** start DATA **

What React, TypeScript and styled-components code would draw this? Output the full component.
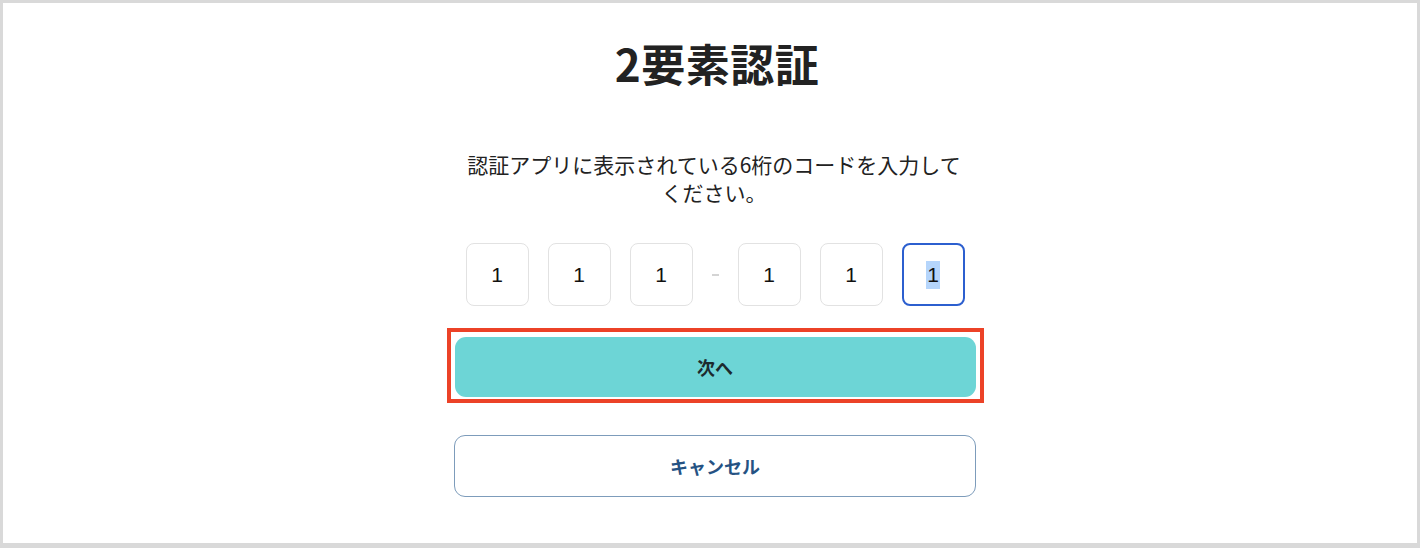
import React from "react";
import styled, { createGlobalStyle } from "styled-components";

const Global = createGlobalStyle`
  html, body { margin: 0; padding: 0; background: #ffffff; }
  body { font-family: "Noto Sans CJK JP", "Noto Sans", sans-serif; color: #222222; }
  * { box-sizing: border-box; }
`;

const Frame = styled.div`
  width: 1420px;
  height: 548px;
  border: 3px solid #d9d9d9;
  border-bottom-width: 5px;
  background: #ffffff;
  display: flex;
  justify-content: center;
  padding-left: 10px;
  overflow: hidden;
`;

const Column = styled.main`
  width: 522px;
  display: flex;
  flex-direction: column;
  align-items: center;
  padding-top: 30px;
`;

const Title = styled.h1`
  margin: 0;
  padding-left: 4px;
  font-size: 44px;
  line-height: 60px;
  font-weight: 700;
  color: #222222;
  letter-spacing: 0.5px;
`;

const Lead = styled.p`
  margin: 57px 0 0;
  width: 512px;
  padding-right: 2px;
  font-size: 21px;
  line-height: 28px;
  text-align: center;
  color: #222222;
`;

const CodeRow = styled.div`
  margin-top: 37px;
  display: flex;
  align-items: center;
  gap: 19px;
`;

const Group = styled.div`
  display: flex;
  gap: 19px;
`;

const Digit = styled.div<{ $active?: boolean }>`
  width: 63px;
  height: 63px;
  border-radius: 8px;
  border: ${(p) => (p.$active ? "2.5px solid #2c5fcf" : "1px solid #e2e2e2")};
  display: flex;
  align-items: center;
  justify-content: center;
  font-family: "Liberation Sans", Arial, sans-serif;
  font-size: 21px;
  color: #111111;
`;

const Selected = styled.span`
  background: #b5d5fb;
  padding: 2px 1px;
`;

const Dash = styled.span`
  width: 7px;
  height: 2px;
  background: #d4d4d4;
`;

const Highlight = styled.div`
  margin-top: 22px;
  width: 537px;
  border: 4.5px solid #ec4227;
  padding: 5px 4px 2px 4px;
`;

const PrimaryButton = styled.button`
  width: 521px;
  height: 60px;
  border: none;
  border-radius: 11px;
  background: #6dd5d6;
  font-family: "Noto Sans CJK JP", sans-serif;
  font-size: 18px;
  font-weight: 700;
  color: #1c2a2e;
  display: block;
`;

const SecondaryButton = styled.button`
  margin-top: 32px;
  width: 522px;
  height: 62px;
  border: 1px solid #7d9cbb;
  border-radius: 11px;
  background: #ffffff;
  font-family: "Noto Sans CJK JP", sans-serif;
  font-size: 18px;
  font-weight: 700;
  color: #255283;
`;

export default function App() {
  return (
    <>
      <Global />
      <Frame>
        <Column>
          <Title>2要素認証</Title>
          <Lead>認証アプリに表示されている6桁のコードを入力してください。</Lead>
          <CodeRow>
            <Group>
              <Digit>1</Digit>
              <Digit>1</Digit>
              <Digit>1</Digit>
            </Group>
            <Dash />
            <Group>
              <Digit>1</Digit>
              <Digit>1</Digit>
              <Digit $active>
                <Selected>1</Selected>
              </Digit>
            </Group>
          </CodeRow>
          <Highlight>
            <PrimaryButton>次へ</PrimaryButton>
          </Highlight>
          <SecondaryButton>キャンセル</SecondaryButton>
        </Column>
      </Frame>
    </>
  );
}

** end DATA **
** start DATA **

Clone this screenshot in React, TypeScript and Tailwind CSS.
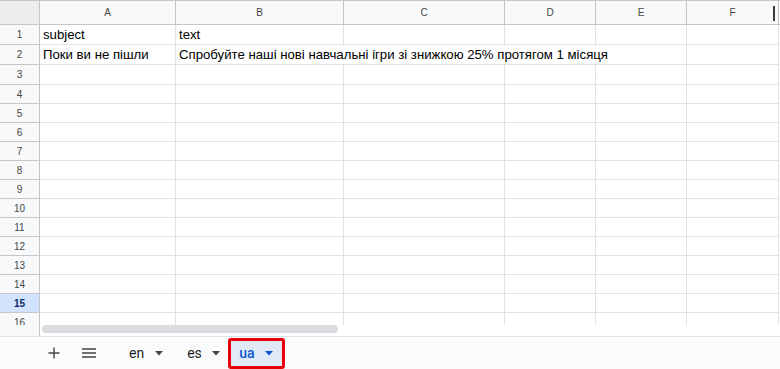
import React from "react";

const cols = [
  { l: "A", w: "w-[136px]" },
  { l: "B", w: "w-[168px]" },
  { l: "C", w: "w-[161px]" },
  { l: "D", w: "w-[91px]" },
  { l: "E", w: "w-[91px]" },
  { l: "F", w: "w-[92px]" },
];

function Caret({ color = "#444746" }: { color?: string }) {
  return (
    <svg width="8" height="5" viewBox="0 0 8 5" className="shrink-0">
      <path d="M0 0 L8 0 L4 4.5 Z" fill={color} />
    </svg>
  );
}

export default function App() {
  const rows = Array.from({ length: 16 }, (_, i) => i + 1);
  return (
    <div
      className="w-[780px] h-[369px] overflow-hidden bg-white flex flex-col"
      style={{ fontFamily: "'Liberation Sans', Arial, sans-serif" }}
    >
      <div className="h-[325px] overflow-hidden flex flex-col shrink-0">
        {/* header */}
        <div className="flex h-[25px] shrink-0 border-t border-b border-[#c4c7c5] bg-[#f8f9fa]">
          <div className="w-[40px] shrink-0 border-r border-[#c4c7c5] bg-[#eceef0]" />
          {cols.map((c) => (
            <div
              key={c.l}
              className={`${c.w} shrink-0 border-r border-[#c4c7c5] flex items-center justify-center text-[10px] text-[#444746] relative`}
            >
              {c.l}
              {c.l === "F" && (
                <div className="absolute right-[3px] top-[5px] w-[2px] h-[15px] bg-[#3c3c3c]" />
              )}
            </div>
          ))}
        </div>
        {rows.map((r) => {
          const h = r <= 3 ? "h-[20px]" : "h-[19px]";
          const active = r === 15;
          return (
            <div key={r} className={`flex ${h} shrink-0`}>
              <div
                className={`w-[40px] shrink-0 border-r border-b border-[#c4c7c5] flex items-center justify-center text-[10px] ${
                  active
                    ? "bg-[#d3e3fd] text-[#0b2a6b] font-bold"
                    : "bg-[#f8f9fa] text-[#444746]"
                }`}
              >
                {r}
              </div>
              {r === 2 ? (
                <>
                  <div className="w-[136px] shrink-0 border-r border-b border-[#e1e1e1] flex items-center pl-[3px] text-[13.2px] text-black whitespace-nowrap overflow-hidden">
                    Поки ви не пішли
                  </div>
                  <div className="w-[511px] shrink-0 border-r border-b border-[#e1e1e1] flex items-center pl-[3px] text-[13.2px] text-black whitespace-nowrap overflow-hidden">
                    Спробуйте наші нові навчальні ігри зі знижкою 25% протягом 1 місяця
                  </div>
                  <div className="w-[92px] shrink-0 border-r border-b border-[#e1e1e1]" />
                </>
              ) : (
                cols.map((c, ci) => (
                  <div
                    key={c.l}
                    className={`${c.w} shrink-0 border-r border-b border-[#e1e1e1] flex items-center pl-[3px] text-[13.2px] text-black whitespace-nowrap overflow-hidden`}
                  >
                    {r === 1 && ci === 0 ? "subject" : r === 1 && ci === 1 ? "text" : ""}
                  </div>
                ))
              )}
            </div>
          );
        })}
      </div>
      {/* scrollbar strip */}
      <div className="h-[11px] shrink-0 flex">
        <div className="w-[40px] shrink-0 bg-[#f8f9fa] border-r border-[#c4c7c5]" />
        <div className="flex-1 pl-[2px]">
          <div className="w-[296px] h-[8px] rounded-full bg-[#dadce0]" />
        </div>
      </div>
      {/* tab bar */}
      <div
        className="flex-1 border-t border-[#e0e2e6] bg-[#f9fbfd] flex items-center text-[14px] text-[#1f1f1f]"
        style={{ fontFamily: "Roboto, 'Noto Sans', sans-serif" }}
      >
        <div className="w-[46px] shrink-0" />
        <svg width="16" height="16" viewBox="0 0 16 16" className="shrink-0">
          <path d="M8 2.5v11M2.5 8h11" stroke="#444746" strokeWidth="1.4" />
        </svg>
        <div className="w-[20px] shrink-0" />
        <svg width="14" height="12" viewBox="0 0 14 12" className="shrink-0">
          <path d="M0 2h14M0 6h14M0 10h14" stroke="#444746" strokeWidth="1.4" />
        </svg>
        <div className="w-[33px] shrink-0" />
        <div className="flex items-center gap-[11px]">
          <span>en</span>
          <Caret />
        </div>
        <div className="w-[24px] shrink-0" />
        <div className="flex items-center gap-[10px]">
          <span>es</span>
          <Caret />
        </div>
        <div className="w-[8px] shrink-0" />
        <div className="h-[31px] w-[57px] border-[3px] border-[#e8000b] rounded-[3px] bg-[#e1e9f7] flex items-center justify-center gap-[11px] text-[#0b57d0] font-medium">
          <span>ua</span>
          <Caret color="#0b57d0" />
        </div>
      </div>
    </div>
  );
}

** end DATA **

__STATED GOAL__:
From the records above, copy every line that holds the word "full".

__RESULT OF THE TASK__:
What React, TypeScript and styled-components code would draw this? Output the full component.
          <div className="w-[296px] h-[8px] rounded-full bg-[#dadce0]" />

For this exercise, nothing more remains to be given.